たとえば、いついかなる時でも「龍之介の言うことは絶対である」というものや、仲間外れを禁止するための「やるならみんなで、やらないならやらない」というものなどなど。実は先述の結婚式は、今挙げた二つのルールが適用されて執り行われたのでした。
しかし、小春をいちばん驚かせたのは、寝所のシステム。
そう、「龍之介の寝屋は問答無用でローテーション」であること。つまり、三日に一度夫と同衾する番が回ってくるということです。「夫婦なんだからフツーでしょ!!」と怒るゆずに対し、「回転寿司みたい」と反論する小春。まあ、困惑して当たり前です……。
参考までに、夜のゆずとまどかの様子を見ていきましょう。
こちらはまどかの場合。恥らいまじりのこのセリフは龍之介に言わされています。やや無愛想で、感情に乏しいまどかですが、龍之介への想いは相当強いようです。
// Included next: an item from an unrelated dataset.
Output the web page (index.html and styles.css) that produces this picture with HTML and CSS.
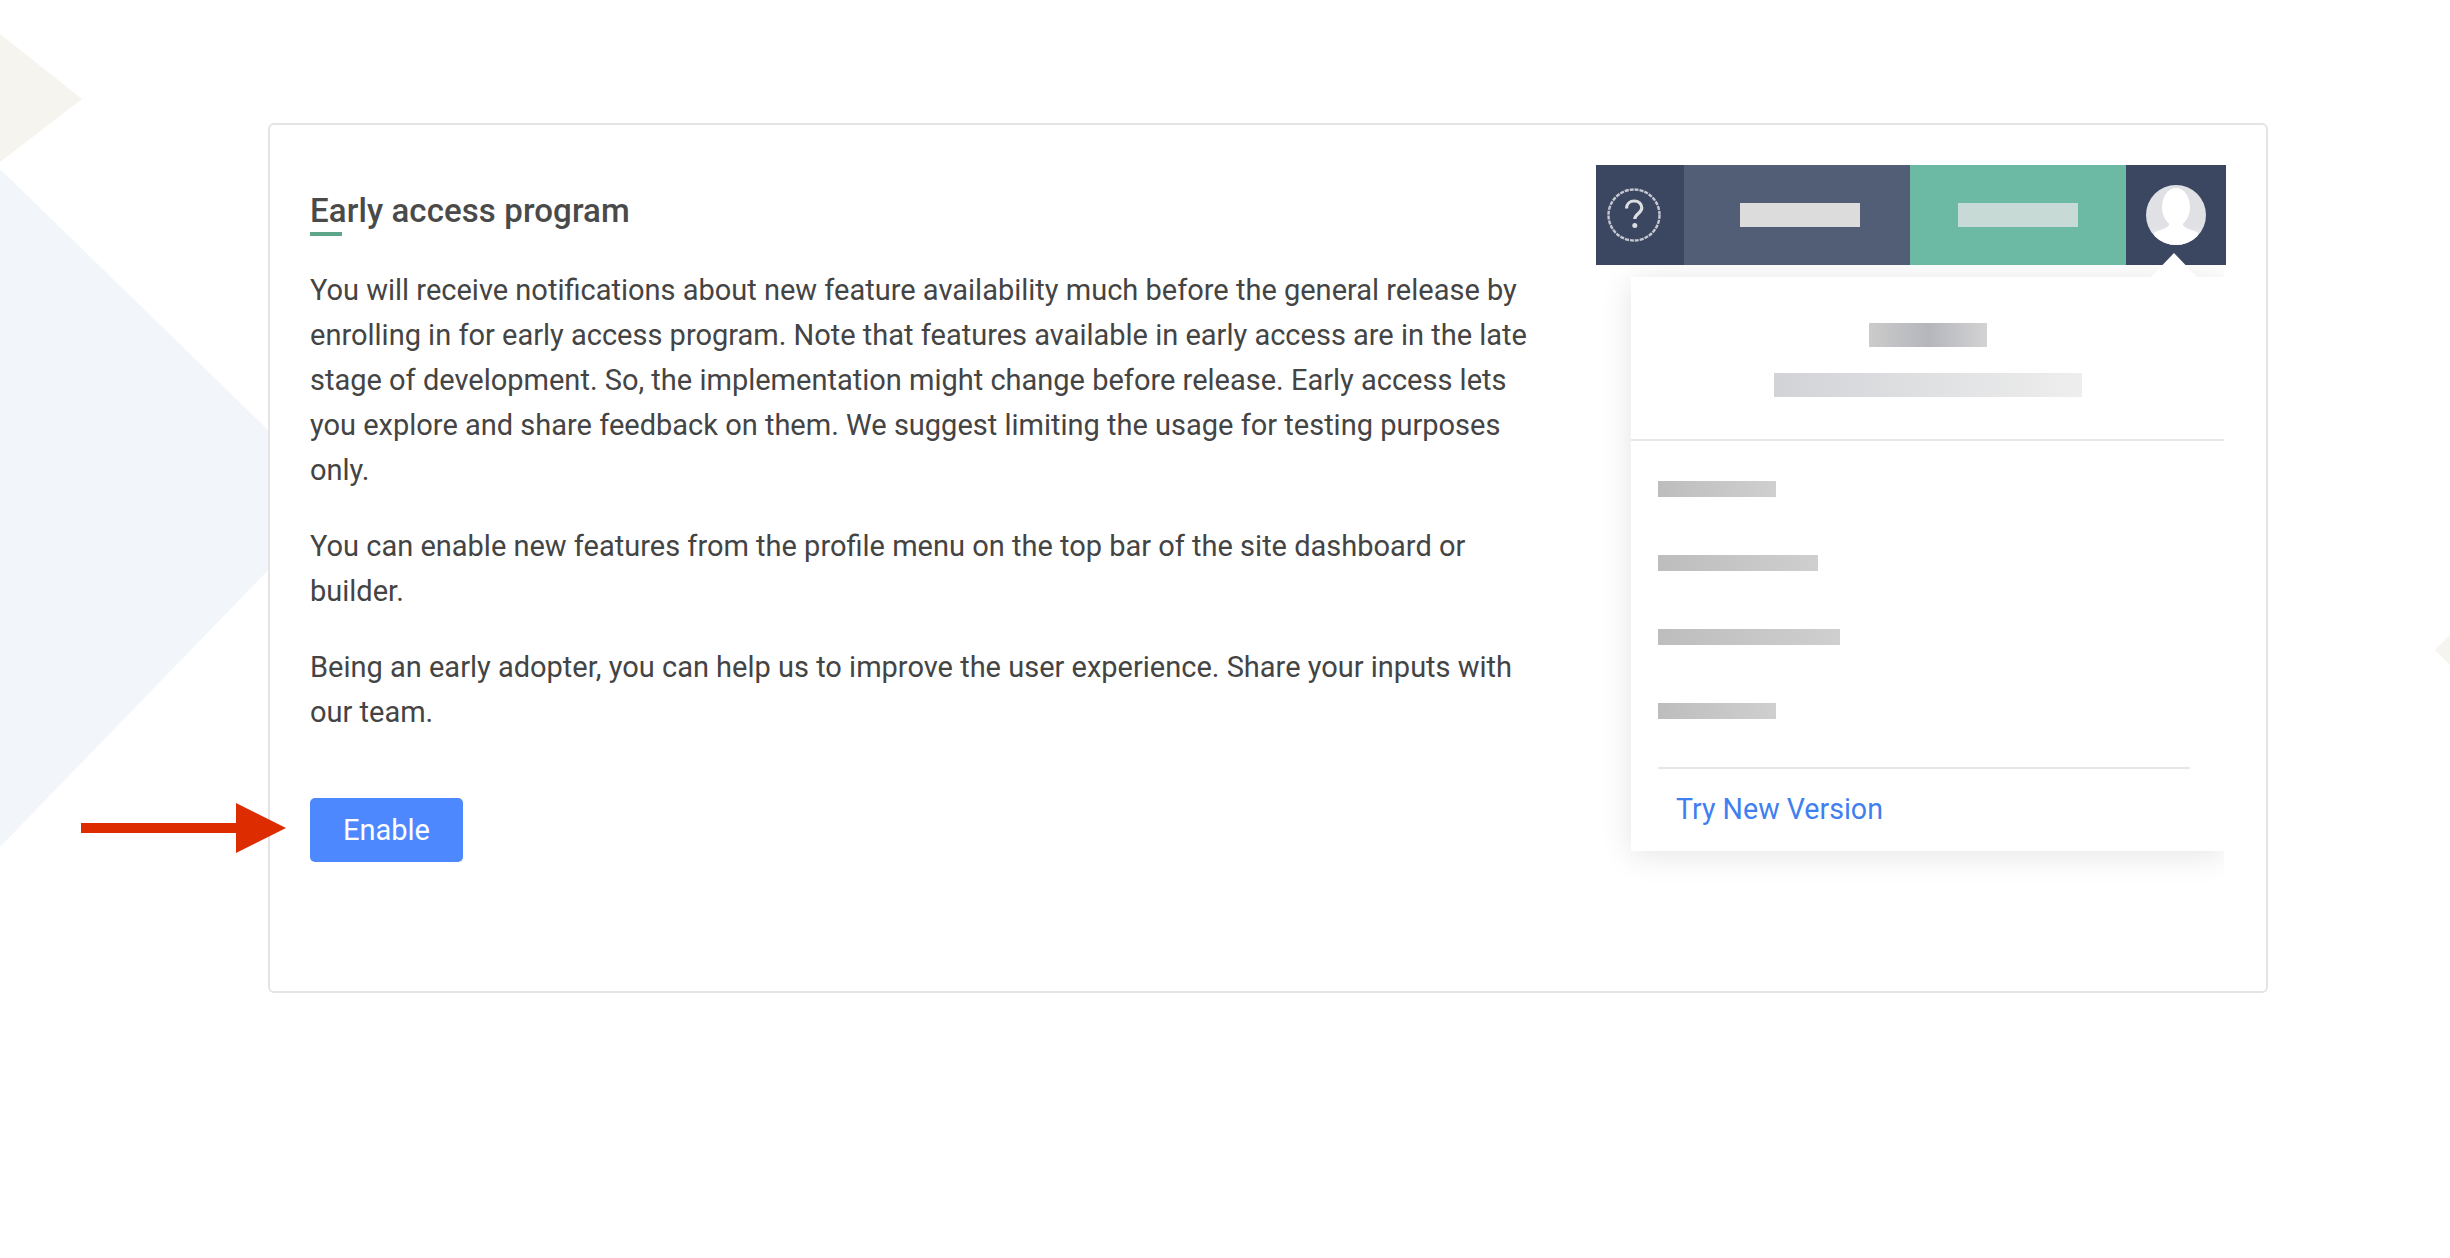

こっちはゆずの場合。元々が明るくサバサバとした性格のためか、まどかとはまるっきり違います。声の我慢の話になっているのは、隣の部屋が小春のため。ちなみにゆずは声を我慢する気は全くありません。
さて、結婚初日、小春がお風呂から挙がると、まどかの部屋から小さな声が漏れてきていることに気づきます。次は自分の番。結婚したとはいえ、覚悟がまだできていない小春は明日の夜が怖くなります。
そして、当日。自分を殺して龍之介と向かい合い、適当にやりすごしてしまおうと瞑想します。
しかし龍之介はそんな小春の気持ちを見破り、少々荒っぽく迫ります。反発した小春と乱闘気味になり、ムードもへったくれもありません。
ここで、小春は一つ打ち明け話をします。こういう行為は初めてではないが、気持ち悪くて仕方ないのだと。小春の乱暴な口調や行動はこれを隠そうとしたためだったのでした。
龍之介としては、嫌がっているところを無理矢理するような悲しい行為をしたくはない。そこで、小春に「リハビリ」として、添い寝だけするという提案をします。
「他の男がどうとは関係ないの。僕は君を治す。だからやらない」
お金のためと割り切っていたはずが、龍之介の本気っぷりに気圧され、小春は徐々に感情を軟化させ始めます……。
小春と龍之介の最初の出会いやら、謎めいた龍之介の過去やら、気になるポイントはたくさんありますが、あまり踏み込むとネタバレとなってしまうので、今回はここまでとします。
いかがでしたでしょうか。物語はこのあと、妻のあいだでの嫉妬やらいがみ合いが本格的となり、争いを見かねた龍之介からの「お仕置き」があったり、新たな夫人候補である女子高校生・うららが登場したりと、どう完結するのかさっぱり見当がつきません。こういうてんやわんやを楽しむ話なので、リラックスして読むことをおすすめします。結末がとても気になる作品です。